RFE/RL Russian Service correspondent Igor Pomerantsev recently chatted with the author. (A video interview with Akunin in English is available here.

RFE/RL: Does crime fiction have a nationality, or does the genre itself mean more than the language it's written in?

Boris Akunin: That depends on the subgenre. There are "classic" detective novels in which everything depends on the unpredictability of the ending. For this category, the nationality of the narrator isn't so important.

There are "atmospheric" stories, where the texture is often more important than the plot. Though the top "ethno-detective" authors are usually foreigners -- [Robert Hans] van Gulik, Donna Leon, [Alexander] McCall Smith....

RFE/RL: Does being successful in Russia for a crime writer mean anything different from success in Britain or America?

Akunin:
Like for any non-English-language writer, this success doesn't transfer well. Otherwise, I don't suppose there's much difference.

RFE/RL: Are you interested in the way English or American writers handle the detective genre?

Akunin:
I used to be. Since I started writing myself, I've stopped reading detective or any other kind of fiction. Reading other authors' work is harmful for an active writer. At least, it is for me.

RFE/RL: Is there any fundamental difference between contemporary Russian crime fiction from the Anglo-Saxon equivalent?

Akunin:
I don't know. As I say, I don't read contemporary Russian detective novels. Or non-Russian, either.
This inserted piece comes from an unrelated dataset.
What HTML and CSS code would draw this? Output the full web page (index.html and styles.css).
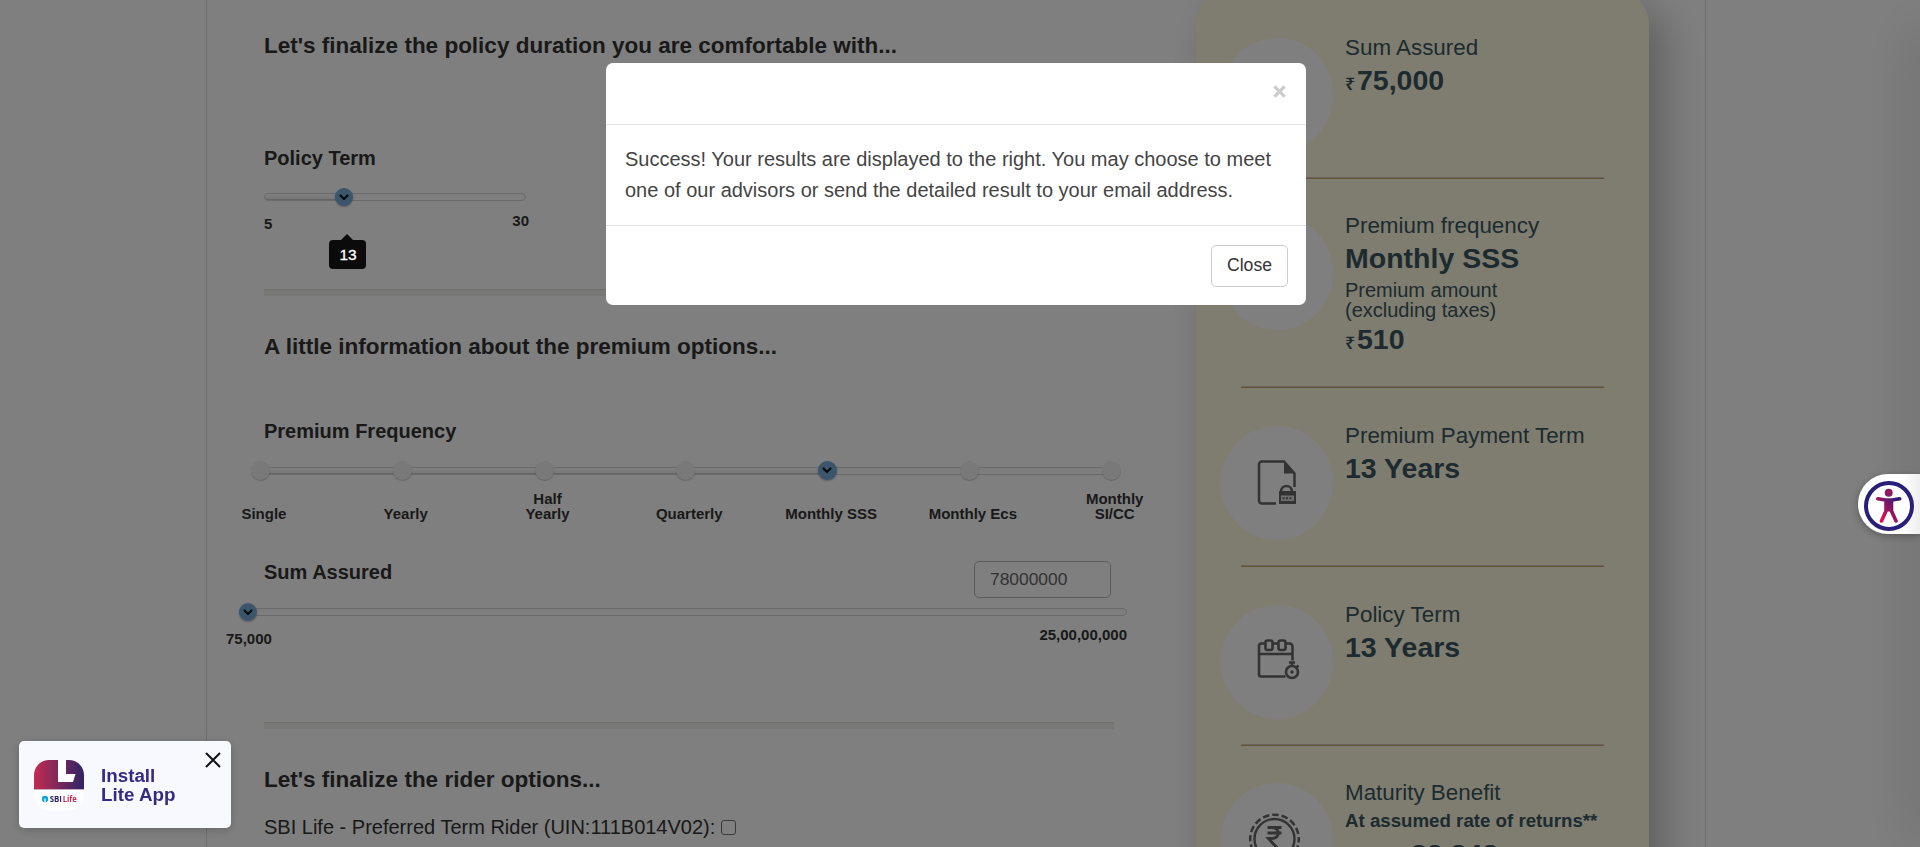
FILE: index.html
```html
<!DOCTYPE html>
<html lang="en">
<head>
<meta charset="utf-8">
<title>SBI Life - Premium Calculator</title>
<link rel="stylesheet" href="styles.css">
</head>
<body>
<div class="page">
  <main class="form">
    <h2 class="title title-duration"><span>Let's finalize the policy duration you are comfortable with...</span></h2>
    <h3 class="label label-term"><span>Policy Term</span></h3>
    <div class="slider slider-term">
      <div class="fill"></div>
      <div class="knob"><svg viewBox="0 0 18 18"><path d="M5.500 7.500 9 11l3.500-3.500"/></svg></div>
    </div>
    <div class="range range-term"><span class="low">5</span><span class="high">30</span></div>
    <div class="rule rule-first"></div>
    <h2 class="title title-premium"><span>A little information about the premium options...</span></h2>
    <h3 class="label label-frequency"><span>Premium Frequency</span></h3>
    <div class="slider slider-frequency">
      <div class="fill"></div>
      <div class="stops">
        <i class="stop"></i><i class="stop"></i><i class="stop"></i><i class="stop"></i>
        <i class="knob"><svg viewBox="0 0 18 18"><path d="M5.500 7.500 9 11l3.500-3.500"/></svg></i>
        <i class="stop"></i><i class="stop"></i>
      </div>
    </div>
    <div class="ticks">
      <span>Single</span><span>Yearly</span><span>Half<br>Yearly</span><span>Quarterly</span><span>Monthly SSS</span><span>Monthly Ecs</span><span>Monthly<br>SI/CC</span>
    </div>
    <div class="sum-row">
      <h3 class="label"><span>Sum Assured</span></h3>
      <div class="amount"><span>78000000</span></div>
    </div>
    <div class="slider slider-sum">
      <div class="knob"><svg viewBox="0 0 18 18"><path d="M5.500 7.500 9 11l3.500-3.500"/></svg></div>
    </div>
    <div class="range range-sum"><span class="low">75,000</span><span class="high">25,00,00,000</span></div>
    <div class="rule rule-second"></div>
    <h2 class="title title-rider"><span>Let's finalize the rider options...</span></h2>
    <div class="rider"><span>SBI Life - Preferred Term Rider (UIN:111B014V02):</span><i class="check"></i></div>
  </main>

  <aside class="summary">
    <section class="item item-sum">
      <div class="disc"></div>
      <div class="info"><p class="name">Sum Assured</p><p class="value"><span class="rs">₹</span>75,000</p></div>
    </section>
    <section class="item item-frequency">
      <div class="disc"></div>
      <div class="info"><p class="name">Premium frequency</p><p class="value">Monthly SSS</p><p class="note">Premium amount<br>(excluding taxes)</p><p class="value value-amount"><span class="rs">₹</span>510</p></div>
    </section>
    <section class="item">
      <div class="disc">
        <svg viewBox="1 1 112 114"><g fill="none" stroke="#666" stroke-width="2.500"><path d="M56 78.400H42a3 3 0 0 1-3-3V39.500a3 3 0 0 1 3-3h22l10.500 12V62"/><path d="M61 67c0-8 11-8 11 0"/></g><path d="M64 36.500v12h11zM59 66h17v13H59z" fill="#666"/><path d="M61 70.500h13v5.500H61z" fill="#ddd"/><path d="M62.500 73.200h10" stroke="#666" stroke-width="2" stroke-dasharray="2 1.500"/></svg>
      </div>
      <div class="info"><p class="name">Premium Payment Term</p><p class="value">13 Years</p></div>
    </section>
    <section class="item item-term">
      <div class="disc">
        <svg viewBox="0.500 0.500 112 114"><g fill="none" stroke="#666" stroke-width="2.600"><path d="M45 39h-4a2.500 2.500 0 0 0-2.500 2.500V70a2 2 0 0 0 2 2H65M52 39h6M65 39h4a3 3 0 0 1 3 3v14M38.500 49.500H72"/><rect x="45" y="36" width="7" height="9.500" rx="2"/><rect x="58" y="36" width="7" height="9.500" rx="2"/><circle cx="71.500" cy="67.500" r="6"/><path d="M68.500 58h6M71.500 58v4M76 63l2-2"/></g><circle cx="71.500" cy="67.500" r="1.700" fill="#666"/></svg>
      </div>
      <div class="info"><p class="name">Policy Term</p><p class="value">13 Years</p></div>
    </section>
    <section class="item">
      <div class="disc">
        <svg viewBox="0 0 112 114"><g fill="none" stroke="#666"><circle cx="53.500" cy="56" r="20" stroke-width="2.400"/><circle cx="53.500" cy="56" r="24.300" stroke-width="2.500" stroke-dasharray="6.500 3.040" stroke-dashoffset="3"/><path d="M46.500 44.500h14M46.500 50h14M47.500 44.500h3c9 0 9 11 0 11h-3l10 11" stroke-width="3"/></g></svg>
      </div>
      <div class="info"><p class="name">Maturity Benefit</p><p class="rate">At assumed rate of returns**</p><p class="value value-maturity">82,848</p></div>
    </section>
  </aside>
</div>

<div class="side-shadow"></div>
<div class="backdrop"></div>

<div class="tooltip">13</div>

<div class="modal" role="dialog">
  <div class="modal-head"><svg viewBox="0 0 12 12"><path d="M1.300 1.300l9.400 9.400M10.700 1.300l-9.400 9.400"/></svg></div>
  <div class="modal-body"><span>Success! Your results are displayed to the right. You may choose to meet</span><br><span>one of our advisors or send the detailed result to your email address.</span></div>
  <div class="modal-foot"><button class="close">Close</button></div>
</div>

<div class="install">
  <svg class="logo" viewBox="0 0 50 50">
    <defs><linearGradient id="brand"><stop offset="0" stop-color="#c42b50"/><stop offset="1" stop-color="#2f2566"/></linearGradient><clipPath id="tile"><rect width="50" height="50" rx="15"/></clipPath></defs>
    <g clip-path="url(#tile)"><path fill="#fff" d="M0 0h50v50H0z"/><path fill="url(#brand)" d="M0 0h50v29H0z"/><path fill="#c9a9bd" d="M0 29h50v1H0z"/><path fill="#fff" d="M24 0h8v14h9.500l-2.500 8H24z"/></g>
    <circle cx="11" cy="39" r="3.200" fill="#12a4dd"/><path d="M11 38.500v3.700" stroke="#fff" stroke-width="1.200"/>
    <text class="logo-sbi" x="15.700" y="42" textLength="12.300" lengthAdjust="spacingAndGlyphs">SBI</text><text class="logo-life" x="28.700" y="42" textLength="14" lengthAdjust="spacingAndGlyphs">Life</text>
  </svg>
  <div class="install-text">Install<br>Lite App</div>
  <svg class="dismiss" viewBox="0 0 16 16"><path d="M1 1l14 14M15 1L1 15"/></svg>
</div>

<div class="access">
  <svg viewBox="0 0 50 50">
    <defs><linearGradient id="figure" gradientUnits="userSpaceOnUse" x1="16" y1="34" x2="35" y2="19"><stop offset="0" stop-color="#d8104f"/><stop offset="1" stop-color="#2b1d7a"/></linearGradient></defs>
    <circle cx="25" cy="25" r="23" fill="#fff" stroke="#2a1f78" stroke-width="4"/>
    <circle cx="24.700" cy="11.800" r="4" fill="#8b1b62"/>
    <g fill="none" stroke="url(#figure)" stroke-width="3.600" stroke-linecap="round" stroke-linejoin="round"><path d="M13.800 17.800l7.700 1.200h6.500l7.700-1.200M22 20l0 10-4.500 10M27.500 20v10l4.500 10"/></g>
    <path d="M21 18.500h8v12h-8z" fill="url(#figure)"/>
  </svg>
</div>
</body>
</html>
```
FILE: styles.css
```css
* { box-sizing: border-box; }
body { margin: 0; width: 1920px; height: 847px; overflow: hidden; background: #fff; color: #333; font-family: "Liberation Sans", Arial, sans-serif; }
h2, h3, p { margin: 0; }
i { font-style: normal; display: block; }

.page { width: 1500px; height: 847px; margin-left: 206px; border: solid #d9d9d9; border-width: 0 1px; display: flex; align-items: flex-start; overflow: hidden; }
.form { width: 989px; flex: none; padding-left: 57px; }
.title { font-size: 22.500px; line-height: 28px; height: 28px; white-space: nowrap; }
.title-duration { margin-top: 32px; }
.label { font-size: 20px; line-height: 24px; height: 24px; white-space: nowrap; }
.label-term { margin-top: 86px; }

.slider { position: relative; height: 8px; border: 1px solid #d4d4d4; border-radius: 4px; background: linear-gradient(#fafafa, #fff); }
.fill { height: 6px; border-radius: 3px; background: linear-gradient(#fff, #eee); box-shadow: inset 0 -1px #c8c8c8; }
.knob { width: 18px; height: 18px; border-radius: 50%; background: #77acd9; box-shadow: 0 1px 2px rgba(0,0,0,.3); }
.knob svg { display: block; width: 18px; height: 18px; fill: none; stroke: #101820; stroke-width: 2.200; stroke-linecap: round; stroke-linejoin: round; }
.slider > .knob { position: absolute; top: -6px; }
.slider-term { width: 262px; margin-top: 23px; }
.slider-term .fill { width: 80px; }
.slider-term > .knob { left: 70px; }
.range { display: flex; justify-content: space-between; font-weight: bold; font-size: 15px; line-height: 18px; }
.range-term { width: 265px; margin-top: 11px; height: 18px; }
.range-term .low { padding-top: 3px; }
.rule { width: 850px; height: 7px; background: #f0f0ec; border-top: 1px solid #dcdcd8; }
.rule-first { margin-top: 59px; }
.title-premium { margin-top: 37px; }
.label-frequency { margin-top: 58px; }

.slider-frequency { width: 851px; margin: 24px 0 0 -4px; }
.slider-frequency .fill { width: 566px; }
.stops { position: absolute; top: -7px; left: -10px; width: 870px; display: flex; justify-content: space-between; }
.stop { width: 19px; height: 19px; border-radius: 50%; background: #f2f2f2; box-shadow: 0 1px 1px rgba(0,0,0,.22); }
.stops .knob { width: 19px; height: 19px; }
.ticks { display: grid; grid-template-columns: repeat(7, 141.800px); align-items: end; margin: 15px 0 0 -71px; width: 993px; height: 31px; text-align: center; font-weight: bold; font-size: 15px; line-height: 15px; }
.sum-row { width: 847px; margin-top: 39px; height: 38px; display: flex; justify-content: space-between; }
.amount { width: 137px; height: 37px; margin-top: 1px; border: 1px solid #b9b9b9; border-radius: 5px; padding-left: 15px; font-size: 17.400px; line-height: 34px; color: #666; }
.slider-sum { width: 880px; margin: 10px 0 0 -17px; }
.slider-sum > .knob { left: -9px; }
.range-sum { width: 901px; margin: 10px 0 0 -38px; height: 18px; }
.range-sum .low { padding-top: 4px; }
.rule-second { margin-top: 78px; }
.title-rider { margin-top: 37px; }
.rider { display: flex; align-items: center; gap: 6px; margin-top: 21px; font-size: 20px; line-height: 24px; white-space: nowrap; }
.check { width: 15px; height: 15px; border: 1.500px solid #767676; border-radius: 3px; }

.summary { width: 453px; height: 900px; margin-top: -7px; flex: none; border-radius: 30px; background: #fefae0; box-shadow: 15px 15px 40px rgba(0,0,0,.26); padding: 45px 0 0 25px; color: #3a5761; }
.item { position: relative; height: 179px; display: flex; gap: 12px; }
.item-sum, .item-term { height: 178px; }
.item-frequency { height: 210px; }
.item:not(:last-child)::after { content: ""; position: absolute; left: 20px; width: 363px; top: 139px; height: 2px; background: linear-gradient(#dccbc0 50%, #c9a96a 50%); }
.item-frequency::after { top: 170px !important; }
.disc { width: 112px; height: 114px; border-radius: 50%; background: #fff; flex: none; }
.disc svg { display: block; width: 112px; height: 114px; }
.info { white-space: nowrap; }
.name { font-size: 22.400px; line-height: 26px; margin-top: -3px; }
.value { font-size: 28.500px; line-height: 34px; font-weight: bold; margin-top: 2px; }
.value-amount { margin-top: 2px; }
.rs { display: inline-block; width: 12px; font-family: "Noto Sans", "DejaVu Sans", sans-serif; font-size: 18px; line-height: 20px; font-weight: 600; }
.note { font-size: 20px; line-height: 20px; margin-top: 5px; }
.rate { font-size: 18.700px; line-height: 22px; font-weight: bold; margin-top: 4px; }
.value-maturity { padding-left: 66px; margin-top: 5px; }

.side-shadow { position: fixed; top: 30px; right: -10px; width: 10px; height: 810px; box-shadow: 0 0 50px 5px rgba(0,0,0,.2); }
.backdrop { position: fixed; inset: 0; background: rgba(0,0,0,.5); }
.tooltip { position: absolute; left: 329px; top: 240px; width: 37px; height: 29px; border-radius: 4px; background: #0b0b0b; color: #fff; font-size: 15.500px; line-height: 29px; text-align: center; padding-left: 1px; -webkit-text-stroke: .3px #fff; }
.tooltip::before { content: ""; position: absolute; left: 12px; top: -6px; border: solid transparent; border-width: 0 6px 6px; border-bottom-color: #0b0b0b; }

.modal { position: fixed; left: 606px; top: 63px; width: 700px; height: 242px; border-radius: 7px; background: #fff; }
.modal-head { height: 62px; border-bottom: 1px solid #e2e2e2; display: flex; justify-content: flex-end; padding: 22px 20px 0; }
.modal-head svg { width: 13px; height: 13px; fill: none; stroke: #ccc; stroke-width: 3; }
.modal-body { height: 100px; padding: 19px; font-size: 20px; line-height: 31px; white-space: nowrap; color: #444; }
.modal-foot { height: 80px; border-top: 1px solid #e2e2e2; padding: 19px 18px; display: flex; justify-content: flex-end; }
.close { width: 77px; height: 42px; padding: 0 0 2px; border: 1px solid #ccc; border-radius: 5px; background: #fff; color: #333; font: 17.600px "Liberation Sans", sans-serif; }

.install { position: fixed; left: 19px; top: 741px; width: 212px; height: 87px; border-radius: 5px; background: #f7f9ff; box-shadow: 0 2px 10px rgba(0,0,0,.2); display: flex; padding: 19px 10px 0 15px; }
.logo { width: 50px; height: 50px; flex: none; }
.logo-sbi, .logo-life { font: bold 8.500px "Open Sans", sans-serif; fill: #2f2566; }
.logo-life { fill: #c42b50; }
.install-text { padding: 6px 0 0 17px; color: #352a83; font-size: 18.800px; font-weight: bold; line-height: 19px; white-space: nowrap; }
.dismiss { width: 16px; height: 16px; margin: -8px 0 0 auto; fill: none; stroke: #111; stroke-width: 2; }

.access { position: fixed; left: 1858px; top: 474px; width: 62px; height: 60px; border-radius: 30px 0 0 30px; background: linear-gradient(90deg, #fff 70%, #eee); box-shadow: 0 2px 8px rgba(0,0,0,.3); padding: 7px 0 0 6px; }
.access svg { display: block; width: 50px; height: 50px; }
```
RFE/RL: Do you take the new Russian political reality into account in your writing? I mean, the failure of fledgling democracy.

Akunin:
I put everything that occupies my mind into my novels. Unfortunately, thoughts about politics in modern Russia are there all the time. So allusions and parallels are inevitable, even if you're writing about the distant past.

RFE/RL: Which would be your top five Russian and Soviet detective novels?

Akunin:
In the USSR the detective genre existed in embryonic form. In Russian literature as a whole, only [Fyodor Dostoyevsky's] "The Brothers Karamazov" come to mind. There, in contrast to "Crime And Punishment," who the criminal is becomes obvious only right at the end.